Поэт и его жена смотрели надменно и презрительно, не выражая никакого интереса к происходящему. Питер выглядел безучастным. Серафина держалась прямо, демонстрируя свой профиль издателю Ричарду. Непоседливый Маркус, перескакивающий мыслями с одного на другое, несколько раз начинал говорить на какие-то совсем посторонние темы и умолкал мри звуке собственного голоса. Но Вилли увлекла история редактора. Для него все в ней было новым. Конкретных подробностей, за которые Вилли мог уцепиться, было не так уж много, но он старался представить себе родной городок редактора и проникнуть в его жизнь. Вскоре он с удивлением обнаружил, что думает о своем собственном отце; потом начал думать и о себе самом. Сидя рядом с Серафиной, отвернувшейся от него и напряженной, явно не желающей го-ворить, Вилли подался вперед и стал сосредоточенно слушать редактора.

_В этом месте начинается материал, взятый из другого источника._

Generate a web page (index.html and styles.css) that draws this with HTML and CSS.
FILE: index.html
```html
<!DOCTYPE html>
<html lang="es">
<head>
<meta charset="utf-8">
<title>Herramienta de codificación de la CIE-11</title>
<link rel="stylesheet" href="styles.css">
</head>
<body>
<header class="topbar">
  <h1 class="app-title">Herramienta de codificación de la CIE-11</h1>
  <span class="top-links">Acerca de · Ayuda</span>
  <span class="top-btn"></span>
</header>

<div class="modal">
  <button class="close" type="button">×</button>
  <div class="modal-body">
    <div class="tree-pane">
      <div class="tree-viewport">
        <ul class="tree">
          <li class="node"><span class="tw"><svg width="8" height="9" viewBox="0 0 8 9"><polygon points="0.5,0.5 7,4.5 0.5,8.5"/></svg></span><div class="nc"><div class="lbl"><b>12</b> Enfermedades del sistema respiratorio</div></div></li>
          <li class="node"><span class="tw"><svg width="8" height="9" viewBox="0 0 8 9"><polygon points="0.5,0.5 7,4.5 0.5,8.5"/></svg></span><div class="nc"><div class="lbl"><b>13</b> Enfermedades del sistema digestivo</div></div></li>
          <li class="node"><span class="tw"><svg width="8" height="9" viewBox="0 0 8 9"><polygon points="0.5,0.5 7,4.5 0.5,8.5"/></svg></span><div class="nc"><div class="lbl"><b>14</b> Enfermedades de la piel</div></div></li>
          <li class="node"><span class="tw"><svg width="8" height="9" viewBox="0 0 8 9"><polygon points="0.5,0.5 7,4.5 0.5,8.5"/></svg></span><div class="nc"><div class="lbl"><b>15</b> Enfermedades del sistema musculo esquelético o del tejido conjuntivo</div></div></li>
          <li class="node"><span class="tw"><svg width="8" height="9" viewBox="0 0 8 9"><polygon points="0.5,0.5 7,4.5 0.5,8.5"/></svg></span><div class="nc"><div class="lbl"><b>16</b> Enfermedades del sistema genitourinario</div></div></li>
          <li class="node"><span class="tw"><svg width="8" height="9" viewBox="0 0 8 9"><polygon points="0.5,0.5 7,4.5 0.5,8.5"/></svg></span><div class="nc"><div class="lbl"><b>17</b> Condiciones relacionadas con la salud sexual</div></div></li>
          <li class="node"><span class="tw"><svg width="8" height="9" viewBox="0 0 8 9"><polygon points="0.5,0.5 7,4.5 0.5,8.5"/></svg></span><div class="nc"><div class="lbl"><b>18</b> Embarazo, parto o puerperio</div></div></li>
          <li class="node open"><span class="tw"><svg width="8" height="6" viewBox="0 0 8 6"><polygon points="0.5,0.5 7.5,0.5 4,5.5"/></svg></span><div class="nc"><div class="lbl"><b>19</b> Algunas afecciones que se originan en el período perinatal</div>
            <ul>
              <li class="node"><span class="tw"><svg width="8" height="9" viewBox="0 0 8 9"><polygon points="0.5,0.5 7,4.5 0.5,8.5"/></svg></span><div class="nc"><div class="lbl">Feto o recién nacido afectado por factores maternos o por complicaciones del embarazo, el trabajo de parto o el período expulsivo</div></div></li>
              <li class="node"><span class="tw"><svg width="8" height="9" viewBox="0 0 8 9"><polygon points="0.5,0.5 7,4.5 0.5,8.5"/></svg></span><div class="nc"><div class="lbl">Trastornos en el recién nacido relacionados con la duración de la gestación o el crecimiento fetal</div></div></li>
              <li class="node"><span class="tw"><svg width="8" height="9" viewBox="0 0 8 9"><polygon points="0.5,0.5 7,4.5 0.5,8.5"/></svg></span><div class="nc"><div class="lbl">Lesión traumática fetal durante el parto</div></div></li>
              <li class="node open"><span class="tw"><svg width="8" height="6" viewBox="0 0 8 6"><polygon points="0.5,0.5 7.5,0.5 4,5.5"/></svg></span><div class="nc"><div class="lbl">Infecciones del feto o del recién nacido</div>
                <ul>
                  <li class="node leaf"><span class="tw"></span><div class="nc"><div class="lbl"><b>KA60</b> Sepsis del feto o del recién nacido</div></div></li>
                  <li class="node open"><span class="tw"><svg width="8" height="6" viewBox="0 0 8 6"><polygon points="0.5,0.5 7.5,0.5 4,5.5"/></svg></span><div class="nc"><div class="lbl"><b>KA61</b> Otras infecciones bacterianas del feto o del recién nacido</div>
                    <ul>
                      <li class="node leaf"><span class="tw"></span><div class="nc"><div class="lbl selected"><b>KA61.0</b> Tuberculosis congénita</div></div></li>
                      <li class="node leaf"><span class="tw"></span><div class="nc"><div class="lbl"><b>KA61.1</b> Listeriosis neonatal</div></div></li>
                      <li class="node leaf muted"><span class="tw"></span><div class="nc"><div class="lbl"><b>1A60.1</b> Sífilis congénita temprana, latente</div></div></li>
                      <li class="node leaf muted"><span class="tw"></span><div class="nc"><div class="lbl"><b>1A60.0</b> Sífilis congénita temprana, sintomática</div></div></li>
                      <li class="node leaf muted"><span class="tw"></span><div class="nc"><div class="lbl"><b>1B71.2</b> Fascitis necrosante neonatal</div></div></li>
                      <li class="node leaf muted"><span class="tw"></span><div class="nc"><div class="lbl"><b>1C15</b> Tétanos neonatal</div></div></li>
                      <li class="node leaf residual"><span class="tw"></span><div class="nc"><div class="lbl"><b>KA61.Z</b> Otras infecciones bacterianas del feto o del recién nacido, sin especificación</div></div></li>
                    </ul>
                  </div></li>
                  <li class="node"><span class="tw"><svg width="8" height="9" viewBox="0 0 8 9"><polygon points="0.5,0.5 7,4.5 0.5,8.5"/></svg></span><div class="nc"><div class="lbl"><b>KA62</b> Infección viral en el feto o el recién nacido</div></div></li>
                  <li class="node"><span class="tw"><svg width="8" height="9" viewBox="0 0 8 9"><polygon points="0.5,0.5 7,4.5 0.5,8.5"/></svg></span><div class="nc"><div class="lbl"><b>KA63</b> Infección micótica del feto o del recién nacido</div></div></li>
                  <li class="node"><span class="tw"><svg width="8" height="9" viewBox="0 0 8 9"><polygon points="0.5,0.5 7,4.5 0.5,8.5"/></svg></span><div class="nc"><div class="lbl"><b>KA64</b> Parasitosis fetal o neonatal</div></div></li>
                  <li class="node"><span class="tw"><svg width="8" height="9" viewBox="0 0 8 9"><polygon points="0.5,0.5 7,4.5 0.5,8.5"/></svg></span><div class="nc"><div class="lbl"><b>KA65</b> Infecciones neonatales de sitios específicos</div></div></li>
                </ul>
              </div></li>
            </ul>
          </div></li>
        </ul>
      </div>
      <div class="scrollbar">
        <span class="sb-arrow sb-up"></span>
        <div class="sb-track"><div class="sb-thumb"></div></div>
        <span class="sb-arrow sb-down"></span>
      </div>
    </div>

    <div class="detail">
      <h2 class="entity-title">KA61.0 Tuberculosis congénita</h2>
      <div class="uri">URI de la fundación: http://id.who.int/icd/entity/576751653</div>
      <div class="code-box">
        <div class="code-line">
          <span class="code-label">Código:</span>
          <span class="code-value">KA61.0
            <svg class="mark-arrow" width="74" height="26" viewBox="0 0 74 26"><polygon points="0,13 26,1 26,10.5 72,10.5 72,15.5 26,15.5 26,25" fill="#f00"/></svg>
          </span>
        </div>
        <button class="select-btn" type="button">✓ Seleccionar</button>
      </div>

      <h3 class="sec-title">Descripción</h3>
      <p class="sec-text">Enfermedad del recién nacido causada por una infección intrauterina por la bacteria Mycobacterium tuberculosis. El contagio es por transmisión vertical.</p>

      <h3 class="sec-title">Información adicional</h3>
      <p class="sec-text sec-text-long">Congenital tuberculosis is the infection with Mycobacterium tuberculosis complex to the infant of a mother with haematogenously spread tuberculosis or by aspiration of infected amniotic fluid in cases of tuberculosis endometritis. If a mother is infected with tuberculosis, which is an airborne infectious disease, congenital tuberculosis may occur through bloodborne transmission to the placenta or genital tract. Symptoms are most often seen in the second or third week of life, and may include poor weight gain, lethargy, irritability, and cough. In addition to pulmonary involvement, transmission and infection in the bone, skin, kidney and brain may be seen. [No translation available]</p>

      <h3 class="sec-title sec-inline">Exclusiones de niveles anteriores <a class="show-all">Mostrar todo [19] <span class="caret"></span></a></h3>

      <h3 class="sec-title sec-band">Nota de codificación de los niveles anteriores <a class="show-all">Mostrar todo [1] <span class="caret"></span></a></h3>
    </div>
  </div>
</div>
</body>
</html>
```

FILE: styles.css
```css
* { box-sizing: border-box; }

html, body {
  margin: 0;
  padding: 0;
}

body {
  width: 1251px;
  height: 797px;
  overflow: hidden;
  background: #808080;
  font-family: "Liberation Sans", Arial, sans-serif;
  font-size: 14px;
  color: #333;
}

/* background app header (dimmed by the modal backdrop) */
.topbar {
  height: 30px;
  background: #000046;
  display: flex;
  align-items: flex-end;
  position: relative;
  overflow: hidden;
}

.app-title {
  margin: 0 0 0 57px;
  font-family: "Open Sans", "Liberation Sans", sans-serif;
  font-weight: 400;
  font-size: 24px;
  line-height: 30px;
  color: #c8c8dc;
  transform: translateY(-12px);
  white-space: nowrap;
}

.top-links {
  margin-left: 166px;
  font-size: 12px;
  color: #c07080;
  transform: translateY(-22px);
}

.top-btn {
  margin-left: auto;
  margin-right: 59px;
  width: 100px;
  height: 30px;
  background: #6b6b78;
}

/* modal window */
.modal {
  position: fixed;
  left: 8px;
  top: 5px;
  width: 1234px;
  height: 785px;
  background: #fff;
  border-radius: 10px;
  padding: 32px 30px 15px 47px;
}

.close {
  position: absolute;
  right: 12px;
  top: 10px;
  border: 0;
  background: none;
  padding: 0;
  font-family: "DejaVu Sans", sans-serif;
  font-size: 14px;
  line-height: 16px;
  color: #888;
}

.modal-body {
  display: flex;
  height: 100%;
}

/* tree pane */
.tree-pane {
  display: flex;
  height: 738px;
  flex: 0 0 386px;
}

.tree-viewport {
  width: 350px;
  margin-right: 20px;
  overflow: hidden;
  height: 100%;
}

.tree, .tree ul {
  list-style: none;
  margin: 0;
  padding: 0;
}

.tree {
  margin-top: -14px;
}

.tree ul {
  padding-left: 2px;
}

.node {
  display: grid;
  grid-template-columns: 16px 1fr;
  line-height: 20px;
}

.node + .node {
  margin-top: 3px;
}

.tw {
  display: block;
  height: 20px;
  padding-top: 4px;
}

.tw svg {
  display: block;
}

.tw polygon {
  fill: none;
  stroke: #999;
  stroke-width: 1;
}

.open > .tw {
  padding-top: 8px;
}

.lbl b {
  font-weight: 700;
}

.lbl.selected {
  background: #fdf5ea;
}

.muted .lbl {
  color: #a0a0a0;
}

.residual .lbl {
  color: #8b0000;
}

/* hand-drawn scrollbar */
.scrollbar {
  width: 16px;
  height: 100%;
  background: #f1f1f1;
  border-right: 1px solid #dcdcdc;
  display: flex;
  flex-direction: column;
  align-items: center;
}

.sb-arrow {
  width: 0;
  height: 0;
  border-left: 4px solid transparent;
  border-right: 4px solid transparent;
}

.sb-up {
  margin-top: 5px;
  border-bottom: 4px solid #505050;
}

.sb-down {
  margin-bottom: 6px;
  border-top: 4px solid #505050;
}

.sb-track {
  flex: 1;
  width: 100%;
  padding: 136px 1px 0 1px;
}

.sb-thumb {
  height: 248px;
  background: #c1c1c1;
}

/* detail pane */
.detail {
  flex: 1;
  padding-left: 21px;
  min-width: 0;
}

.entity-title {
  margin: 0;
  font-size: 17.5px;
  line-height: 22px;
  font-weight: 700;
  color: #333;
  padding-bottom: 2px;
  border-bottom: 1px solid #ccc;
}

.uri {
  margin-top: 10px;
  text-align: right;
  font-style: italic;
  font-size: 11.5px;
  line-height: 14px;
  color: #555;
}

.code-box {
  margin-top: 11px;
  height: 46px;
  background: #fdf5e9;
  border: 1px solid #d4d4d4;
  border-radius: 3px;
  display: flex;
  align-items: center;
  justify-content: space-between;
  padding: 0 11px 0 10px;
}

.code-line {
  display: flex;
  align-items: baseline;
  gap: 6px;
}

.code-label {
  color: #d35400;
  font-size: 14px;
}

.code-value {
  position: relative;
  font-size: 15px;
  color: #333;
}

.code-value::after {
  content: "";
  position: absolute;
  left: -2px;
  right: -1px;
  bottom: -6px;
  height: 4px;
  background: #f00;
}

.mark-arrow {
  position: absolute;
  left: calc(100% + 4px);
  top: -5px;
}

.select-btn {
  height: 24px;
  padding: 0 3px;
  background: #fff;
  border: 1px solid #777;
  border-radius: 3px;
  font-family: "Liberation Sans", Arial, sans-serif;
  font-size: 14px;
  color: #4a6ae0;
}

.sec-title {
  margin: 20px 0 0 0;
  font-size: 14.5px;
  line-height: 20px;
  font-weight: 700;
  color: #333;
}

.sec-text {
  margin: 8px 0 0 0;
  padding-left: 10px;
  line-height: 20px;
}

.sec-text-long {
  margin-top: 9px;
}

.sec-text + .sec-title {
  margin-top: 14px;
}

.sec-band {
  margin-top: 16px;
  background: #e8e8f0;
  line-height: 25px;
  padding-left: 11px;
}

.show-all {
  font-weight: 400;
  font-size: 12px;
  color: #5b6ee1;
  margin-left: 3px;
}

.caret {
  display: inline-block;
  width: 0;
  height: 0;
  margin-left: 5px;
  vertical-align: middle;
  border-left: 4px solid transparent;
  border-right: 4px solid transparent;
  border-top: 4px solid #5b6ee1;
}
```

Он, редактор, заметил внимание Вилли - и дрогнул. Он начал запинаться на отдельных словах. Раз-другой у него прорвалось рыдание. И тут он дошел до последнего листка. По его лицу текли слезы. Казалось, он вот-вот сломается окончательно. "Если говорить прямо, он жил только внутренней жизнью. Но журналистика по сути своей эфемерна, и он не оставил по себе памяти. Любовь, эта божественная иллюзия, так и не коснулась его. Но у него был роман с английским языком, и этот роман длился до самой его смерти". Он снял свои затуманившиеся очки и, держа гранки в левой руке, уперся взглядом своих мокрых глаз в точку на полу, находящуюся примерно в метре от него. Наступила мертвая тишина.
- Было очень интересно послушать, - сказал Маркус.
Редактор не изменил позы; он по-прежнему смотрел в пол, не утирая бегущих по лицу слез, и в комнате снова повисло молчание. Вечеринка закончилась. Когда гости стали расходиться, они произносили слова прощания шепотом, точно у постели больного. Поэт и его жена ушли; их словно и вовсе не было. Се-рафина встала, скользнув невидящим взглядом по Ричарду, и увела Питера. Маркус прошептал: "Разреши мне помочь с уборкой, Пердита". Вилли почувствовал сильный укол ревности и сам себе удивился. Но ни ему, ни Маркусу не позволили остаться.
Прощаясь с ними у дверей своего маленького домика, Роджер уже не выглядел угнетенным. Он с легким ехидством сказал, не повышая голоса:
- Он говорил, что хочет познакомиться с моими лондонскими друзьями. Мне и в голову не пришло, что ему нужна публика.
x x x
На следующий день Вилли написал рассказ о редакторе. Местом действия он, как обычно, выбрал на четверть реальный индийский городок, а редактора превратил в праведника, который уже появлялся в других его рассказах. Раньше этот праведник изображался как бы со стороны - праздный и зловещий, безучастный к людским горестям, выжидающий в своем уединенном приюте, точно паук. Теперь же вдруг выяснилось, что он несчастен и сам: тяготясь своим образом жизни, мечтая вырваться из приюта, он рассказывал свою историю случайному страннику, которого ему вряд ли суждено было когда-нибудь встретить снова. По настроению эта история была похожа на ту, что прочел им редактор. По содержанию - на ту, которую Вилли за много лет поведал отец.